With $\phi$ an activation function such as a step function or a sigmoidal function. So every time a neuron spikes, a computation is being performed. From our previous numbers, the sum in the $j$ has around $10^3$ components on average, which means there are one thousand additions and one thousand multiplications performed per spike! Let’s consider each of these a floating point operation on a computer. Then we have 2000 flops (I will call flops the plural of a flop and flop/s flops per second, because the terminology is really confusing) per spike. Let us assume an action potential (a spike) for a neuron lasting 1ms as an upper bound. Then a neuron can spike up to 1000 times per second. Thus we have $1000*10^{11}*2000=2*10^{17}$ flop/s, or 200 petaflop/s.

That is only an order of magnitude higher than the fastest supercomputers at the time of writing. It seems at least a first approximation to the brain would be achievable in realtime in the next few years correct? Not with the current architectures. An obvious oversight such a simplistic calculation makes is the concurrency of the calculation. The 2000 calculations for a given spike are performed simultaneously in a neuron, whereas a traditional von neumann architecture would need to do these calculations in steps: first perform all the multiplications, then sum all the results to a single value. Even a massively parallel architecture would need one clock cycle for the multiplications, and 10 clock cycles to integrate all values (by summing them in pairs you need $log_2 (1000)$ clock cycles). The number of flop/s is the same, but you need to run your machine 11 times faster, which destroys power efficiency (you don’t want your brain consuming megawatts of power).

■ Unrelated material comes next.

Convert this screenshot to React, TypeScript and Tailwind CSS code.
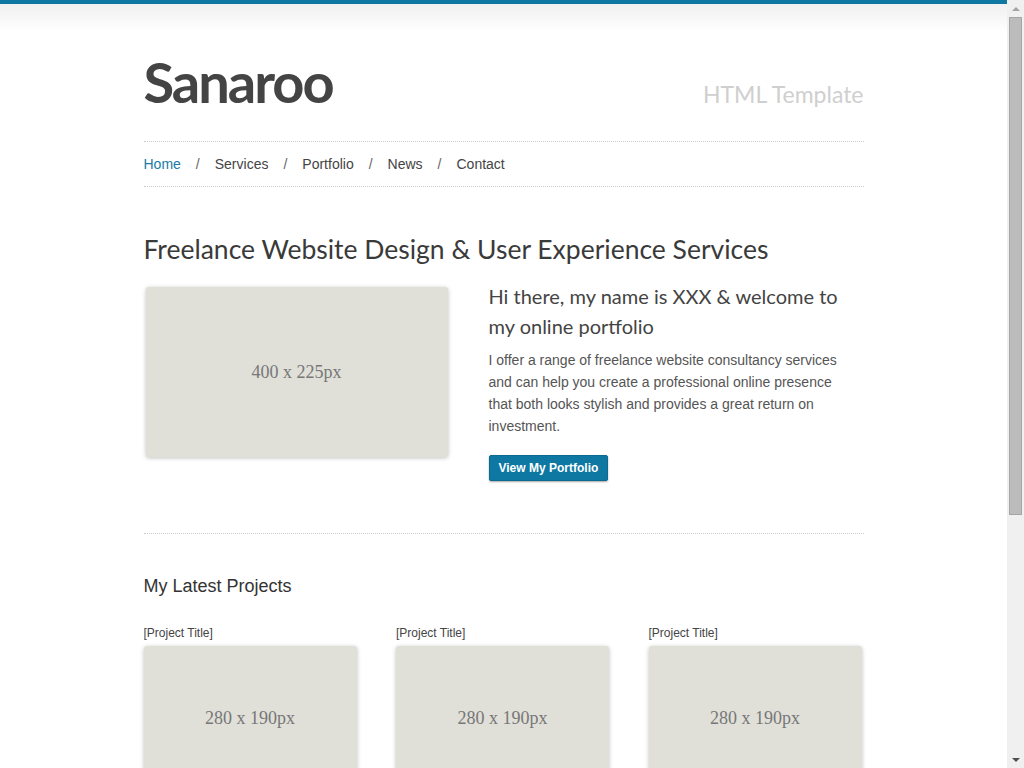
const navItems = ["Home", "Services", "Portfolio", "News", "Contact"];

const projects = ["[Project Title]", "[Project Title]", "[Project Title]"];

function Placeholder({ label, className }: { label: string; className: string }) {
  return (
    <div
      className={`flex items-center justify-center rounded-[3px] bg-[#e0e0d9] text-[#777] shadow-[0_1px_4px_rgba(0,0,0,0.25)] font-['Liberation_Serif',serif] ${className}`}
    >
      {label}
    </div>
  );
}

// window scrollbar as it shows in the reference
function Scrollbar() {
  return (
    <aside className="fixed top-0 right-0 flex h-screen w-[17px] flex-col bg-[#f0f0f0]">
      <div className="flex h-[17px] items-center justify-center">
        <span className="h-0 w-0 border-x-[4px] border-b-[4px] border-x-transparent border-b-[#a3a3a3]" />
      </div>
      <div className="mx-[2px] h-[498px] border border-[#a6a6a6] bg-[#bcbcbc]" />
      <div className="flex-1" />
      <div className="flex h-[17px] items-center justify-center">
        <span className="h-0 w-0 border-x-[4px] border-t-[4px] border-x-transparent border-t-[#505050]" />
      </div>
    </aside>
  );
}

export default function App() {
  return (
    <div className="min-h-[1118px] border-t-4 border-[#0e78a2] bg-[linear-gradient(#f0f0f0,#fff_28px)] pr-[17px] font-['Liberation_Sans',Arial,sans-serif] text-[#444]">
      <div className="mx-auto w-[720px]">
        {/* header */}
        <header className="flex items-baseline justify-between pt-[50px] pb-[31px]">
          <h1 className="font-['Lato',sans-serif] text-[56px] font-bold leading-none tracking-[-2px] text-[#444]">
            Sanaroo
          </h1>
          <p className="font-['Lato',sans-serif] text-[23px] leading-none text-[#cfcfcf]">
            HTML Template
          </p>
        </header>

        <nav className="flex h-[46px] items-center border-y border-dotted border-[#ccc] text-[14px] leading-5">
          {navItems.map((item, i) => (
            <div key={item} className="flex items-center">
              {i > 0 && <span className="mx-[15px] text-[#666]">/</span>}
              <a href="#" className={i === 0 ? "text-[#1c7aa6]" : "text-[#444]"}>
                {item}
              </a>
            </div>
          ))}
        </nav>

        {/* intro */}
        <section className="pt-[45px] pb-[52px]">
          <h2 className="font-['Lato',sans-serif] text-[26.5px] leading-[34px] text-[#3a3a3a]">
            Freelance Website Design &amp; User Experience Services
          </h2>
          <div className="mt-[21px] flex gap-[41px]">
            <Placeholder label="400 x 225px" className="ml-[2px] h-[170px] w-[302px] shrink-0 text-[18px]" />
            <div className="w-[360px] -mt-[6px]">
              <h3 className="font-['Lato',sans-serif] text-[20px] leading-[30px] text-[#444]">
                Hi there, my name is XXX &amp; welcome to my online portfolio
              </h3>
              <p className="mt-[8px] text-[14px] leading-[22px] text-[#555]">
                I offer a range of freelance website consultancy services and can help you create a
                professional online presence that both looks stylish and provides a great return on
                investment.
              </p>
              <button className="mt-[18px] h-[26px] rounded-[2px] border border-[#0b6a90] bg-[#0e78a2] px-[9px] text-[12px] font-bold text-white shadow-[0_1px_2px_rgba(0,0,0,0.35)]">
                View My Portfolio
              </button>
            </div>
          </div>
        </section>

        {/* projects */}
        <section className="border-t border-dotted border-[#ccc] pt-[40px]">
          <h2 className="text-[18px] leading-6 text-[#333]">My Latest Projects</h2>
          <div className="mt-[27px] flex gap-[39.5px]">
            {projects.map((title, i) => (
              <div key={i} className="w-[213px]">
                <p className="text-[12px] leading-4 text-[#444]">{title}</p>
                <Placeholder label="280 x 190px" className="mt-[5px] h-[145px] w-[213px] text-[18px]" />
              </div>
            ))}
          </div>
        </section>

        <footer className="mt-[120px] border-t border-dotted border-[#ccc] py-[30px] text-[12px] text-[#888]">
          &copy; Sanaroo HTML Template
        </footer>
      </div>
      <Scrollbar />
    </div>
  );
}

An even greater problem is the memory bandwidth. At each clock cycle, you need to move $10^{11}$ numbers to your computational cores, compute their new values and move them back. If each is a double we are in the order of 800GB/s each way just for the main operation (i.e. not counting any temporary variables for the sum reduction above discussed), which does seem out of reach of current supercomputers, and also not very power efficient.

The brain is not affected by these problems since the memory is an integral part of the computational infrastructure. In fact synaptic weights and connections are both the software and the memory of the brain’s architecture. Of course, the way information is encoded is not very well understood, and there are likely many mechanisms to do so. The wikipedia page on neural coding is quite interesting. In any case it is clear that synaptic weights are not enough to fully describe the brain’s architecture, as glial cells might also play a role in memory formation and neuronal connectivity. However, spike timing dependent plasticity (STDP, associated with Hebb’s rule) seems to be an adequate coarse grained description of how synapse weights are determined (at the time of writing).

With this in mind, memristors seem to be an appropriate functional equivalent to our coarse grained description of the brain. In a memristor, resistance is proportional to the intensity of the current that flows through it. Thus you can engineer a system where connections which are often used are reinforced. By combining memristive units with transistors, it is in principle possible to create an integrate and fire unit similar to a neuron. A device to emulate STDP could also be implemented. The biggest hurdle seems to be connection density. In a planar implementation, only 4 nearest neighbor connections can be implemented straightforwardly. To reach an order of 1000 connections (not necessarily with nearest neighbors) per unit, 3D structures will need to be used. At the current time however there are no promising techniques to enable the reliable construction of such structures. I foresee that self assembly will play a large role in this field, again taking heavy inspiration from the way nature does things.

In spite of these hurdles, I am excited. With progress in science getting harder each year, the only way to continue to discover nature’s secrets will be to enhance our cognitive capabilities be it through biological or electrical engineering.